→ **Recorded information**
◇ ◇ ◇

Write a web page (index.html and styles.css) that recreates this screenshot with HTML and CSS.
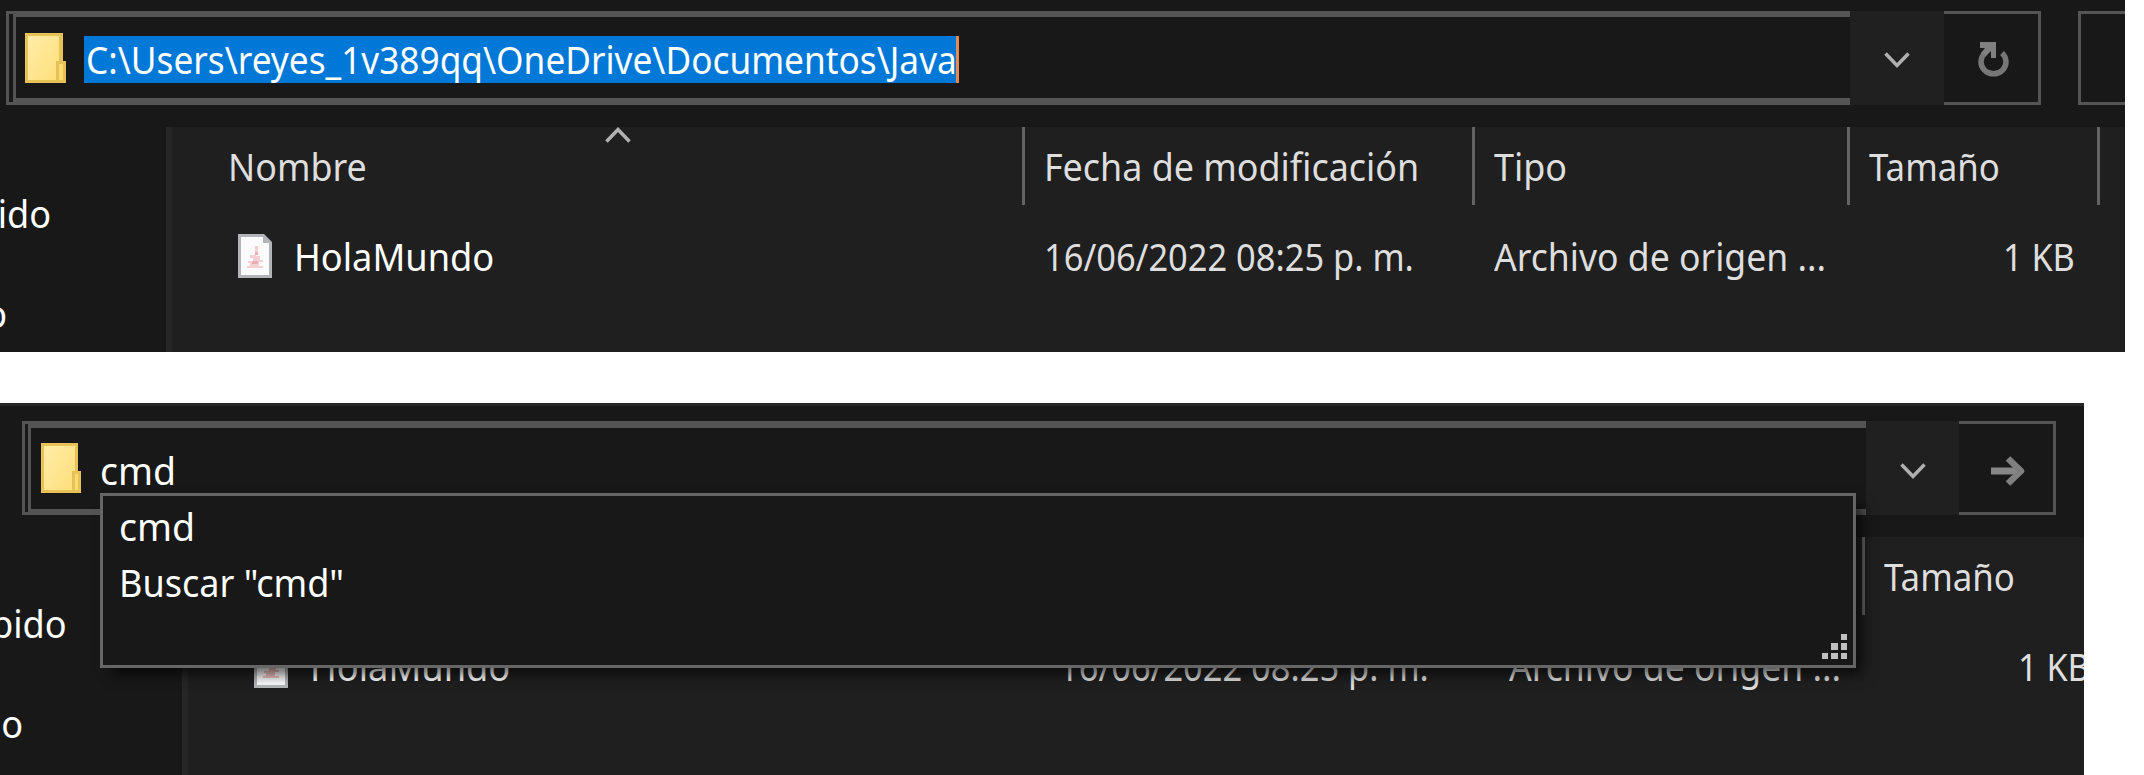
FILE: index.html
```html
<!DOCTYPE html>
<html lang="es">
<head>
<meta charset="utf-8">
<title>Java</title>
<link rel="stylesheet" href="styles.css">
</head>
<body>
<section class="explorer explorer-path">
  <div class="toolbar">
    <div class="address">
      <div class="address-inner">
        <svg class="folder" width="41" height="50" viewBox="0 0 41 50"><defs><linearGradient id="fold" x1="0" y1="0" x2="1" y2="1"><stop offset="0" stop-color="#ffeca6"/><stop offset="1" stop-color="#ffdf7c"/></linearGradient></defs><path fill="#e6c257" d="M0 0h38v28h3v22H0z"/><path fill="url(#fold)" d="M3 3h31v25h-3v19H3z"/><path fill="#fddc70" d="M34 31h4v16h-4z"/></svg>
        <span class="selection"><span class="t t-path">C:\Users\reyes_1v389qq\OneDrive\Documentos\Java</span></span>
      </div>
    </div>
    <div class="drop"><svg width="26" height="17" viewBox="0 0 26 17"><path class="chev" d="M1.500 1.500L13 13.500l11.500-12"/></svg></div>
    <div class="go"><svg class="refresh" width="32" height="36" viewBox="0 0 32 36"><path class="ring" d="M8 11A12.500 12 0 1 0 25 11"/><path fill="#808080" d="M3 0h16v16h-5V9l-5 5-5-3 4-5H3z"/></svg></div>
    <div class="search"></div>
  </div>
  <div class="content">
    <nav class="nav"><span class="nav-item"><span class="t t-ido">ido</span></span><span class="nav-item nav-next"><span class="t t-ido">o</span></span></nav>
    <div class="files">
      <div class="head">
        <span class="c-name"><svg class="sort" width="26" height="16" viewBox="0 0 26 16"><path class="chev" d="M1.500 14.500L13 2.500l11.500 12"/></svg><span class="t t-nombre">Nombre</span></span><span class="c-date"><span class="t t-fecha">Fecha de modificación</span></span><span class="c-type"><span class="t t-tipo">Tipo</span></span><span class="c-size"><span class="t t-tam">Tamaño</span></span>
      </div>
      <div class="row">
        <span class="c-name"><svg class="file" width="34" height="44" viewBox="0 0 34 44"><path fill="#b3b4b7" d="M0 0h26l8 8v36H0z"/><path fill="#fbfbfd" d="M3 3h22v6h6v32H3z"/><path fill="#f5cfd1" d="M17 12h3v6h-2v4h4v4h3v2h-4v4h4v2H9v-2h3v-3h-2v-2h5v-3h-3v-3h5z"/><path fill="#e8b0b3" d="M17 18h3v3h-3zm-3 9h6v3h-6z"/></svg><span class="t t-hola">HolaMundo</span></span><span class="c-date"><span class="t t-fh">16/06/2022 08:25 p. m.</span></span><span class="c-type"><span class="t t-arch">Archivo de origen ...</span></span><span class="c-size"><span class="t t-kb">1 KB</span></span>
      </div>
    </div>
  </div>
</section>
<section class="explorer explorer-cmd">
  <div class="toolbar">
    <div class="address">
      <div class="address-inner">
        <svg class="folder" width="41" height="50" viewBox="0 0 41 50"><path fill="#e6c257" d="M0 0h37v28h3v22H0z"/><path fill="url(#fold)" d="M3 3h31v25h-3v19H3z"/><path fill="#fddc70" d="M34 31h3v16h-3z"/></svg>
        <span class="typed"><span class="t t-cmd">cmd</span></span>
      </div>
    </div>
    <div class="drop"><svg width="26" height="17" viewBox="0 0 26 17"><path class="chev" d="M1.500 1.500L13 13.500l11.500-12"/></svg></div>
    <div class="go"><svg class="arrow" width="36" height="32" viewBox="0 0 36 32"><path fill="none" stroke="#868686" stroke-width="7" d="M1 16h30"/><path fill="none" stroke="#808080" stroke-width="6.500" stroke-linejoin="round" d="M18 3.500L31 16 18 28.500"/></svg></div>
    <div class="suggest">
      <div class="option"><span class="t t-cmd">cmd</span></div>
      <div class="option"><span class="t t-busc">Buscar "cmd"</span></div>
      <svg class="grip" width="25" height="25" viewBox="0 0 25 25"><path fill="#bfbfbf" d="M19 0h6v6h-6zM9 9h7v7H9zM19 9h6v7h-6zM0 19h6v6H0zM9 19h7v6H9zM19 19h6v6h-6z"/></svg>
    </div>
  </div>
  <div class="content">
    <nav class="nav"><span class="nav-item"><span class="t t-ido">pido</span></span><span class="nav-item nav-next"><span class="t t-ido">o</span></span></nav>
    <div class="files">
      <div class="head">
        <span class="c-name"></span><span class="c-date"></span><span class="c-type"></span><span class="c-size"><span class="t t-tam">Tamaño</span></span>
      </div>
      <div class="row">
        <span class="c-name"><svg class="file" width="34" height="44" viewBox="0 0 34 44"><path fill="#b3b4b7" d="M0 0h26l8 8v36H0z"/><path fill="#fbfbfd" d="M3 3h22v6h6v32H3z"/><path fill="#f0c0c2" d="M17 12h3v6h-2v4h4v4h3v2h-4v4h4v2H9v-2h3v-3h-2v-2h5v-3h-3v-3h5z"/></svg><span class="t t-hola">HolaMundo</span></span><span class="c-date"><span class="t t-fh">16/06/2022 08:25 p. m.</span></span><span class="c-type"><span class="t t-arch">Archivo de origen ...</span></span><span class="c-size"><span class="t t-kb">1 KB</span></span>
      </div>
    </div>
  </div>
</section>
</body>
</html>
```
FILE: styles.css
```css
* { box-sizing: border-box; }
body {
  margin: 0;
  width: 2144px;
  height: 775px;
  overflow: hidden;
  background: #fff;
  font-family: "Noto Sans", "Open Sans", sans-serif;
  font-size: 38px;
  line-height: 50px;
  color: #fff;
  white-space: nowrap;
}
svg { display: block; flex: none; }

/* Condensed labels: each keeps its own horizontal scale */
.t { display: inline-block; transform-origin: left center; }
.t-path { transform: scaleX(.927); }
.t-nombre { transform: scaleX(.943); }
.t-fecha { transform: scaleX(.944); }
.t-tipo { transform: scaleX(.945); }
.t-tam { transform: scaleX(.917); }
.t-hola { transform: scaleX(.953); }
.t-fh { transform: scaleX(.906); }
.t-arch { transform: scaleX(.936); }
.t-busc { transform: scaleX(.948); }
.t-cmd { transform: scaleX(.985); }
.t-kb { transform: scaleX(.9); transform-origin: right center; }
.t-ido { transform: scaleX(.95); transform-origin: right center; }

.explorer { background: #181818; overflow: hidden; }
.explorer-path { width: 2125px; height: 352px; padding-top: 11px; }
.explorer-cmd { width: 2084px; height: 372px; margin-top: 51px; padding-top: 15px; border-top: 3px solid #262626; }

.toolbar { position: relative; display: flex; height: 94px; padding-left: 6px; }
.explorer-cmd .toolbar { padding-left: 22px; }
.address { width: 1844px; border: 3px solid #545454; border-right: 0; padding-left: 4px; }
.explorer-cmd .address { padding-left: 3px; }
.address-inner { display: flex; height: 88px; border: 3px solid #545454; border-bottom-width: 4px; border-right: 0; padding: 16px 0 0 9px; }
.explorer-cmd .address-inner { border-width: 4px 0 3px 3px; padding: 15px 0 0 10px; }
.selection { height: 47px; margin: 3px 0 0 18px; padding-left: 2px; line-height: 46px; background: #0078d7; border-right: 3px solid #e38b50; width: 875px; }
.typed { margin: 2px 0 0 18px; }
.drop { width: 94px; display: flex; align-items: center; justify-content: center; padding-top: 4px; background: #202020; }
.explorer-cmd .drop { width: 93px; padding-top: 6px; }
.go { width: 97px; display: flex; align-items: center; justify-content: center; padding: 3px 0 0 4px; border: 3px solid #545454; border-left: 0; }
.search { width: 47px; margin-left: 37px; border: 3px solid #545454; border-right: 0; }
.explorer-cmd .go { padding-top: 6px; }
.chev { fill: none; stroke: #b0b0b0; stroke-width: 3.5; }
.ring { fill: none; stroke: #777; stroke-width: 5.5; }

.content { display: flex; margin-top: 22px; height: 260px; }
.nav { width: 166px; overflow: hidden; padding-top: 61px; }
.nav-item { display: flex; justify-content: flex-end; width: 51px; margin-bottom: 50px; }
.nav-next { width: 7px; }
.explorer-cmd .nav { width: 182px; }
.explorer-cmd .nav-item { width: 67px; }
.explorer-cmd .nav-next { width: 23px; }
.files { flex: 1; background: #1f1f1f; border-left: 6px solid #262626; color: #dedede; min-width: 0; }
.head, .row { display: grid; grid-template-columns: 853px 450px 375px 250px; align-items: center; }
.explorer-cmd .head, .explorer-cmd .row { grid-template-columns: 852px 450px 375px 250px; }
.head { height: 78px; }
.head > span { height: 78px; display: flex; align-items: center; border-right: 3px solid #636363; }
.row { height: 101px; }
.row > span { display: flex; align-items: center; }
.c-name { position: relative; padding-left: 56px; }
.row .c-name { padding-left: 66px; gap: 22px; color: #fff; }
.c-date, .c-type, .c-size { padding-left: 19px; }
.row .c-size { justify-content: flex-end; padding-right: 25px; }
.sort { position: absolute; left: 433px; top: 0; }

.suggest { position: absolute; left: 100px; top: 72px; width: 1756px; height: 175px; padding: 5px 16px; background: #181818; border: 3px solid #666; box-shadow: 9px 9px 12px -2px rgba(0, 0, 0, .6); z-index: 2; }
.option { height: 56px; }
.grip { position: absolute; right: 6px; bottom: 6px; }
```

◇ ◇ ◇

→ **Task to complete**
Gather all lines where the word "styles" appears.

→ **Task result**
Write a web page (index.html and styles.css) that recreates this screenshot with HTML and CSS.
<link rel="stylesheet" href="styles.css">
FILE: styles.css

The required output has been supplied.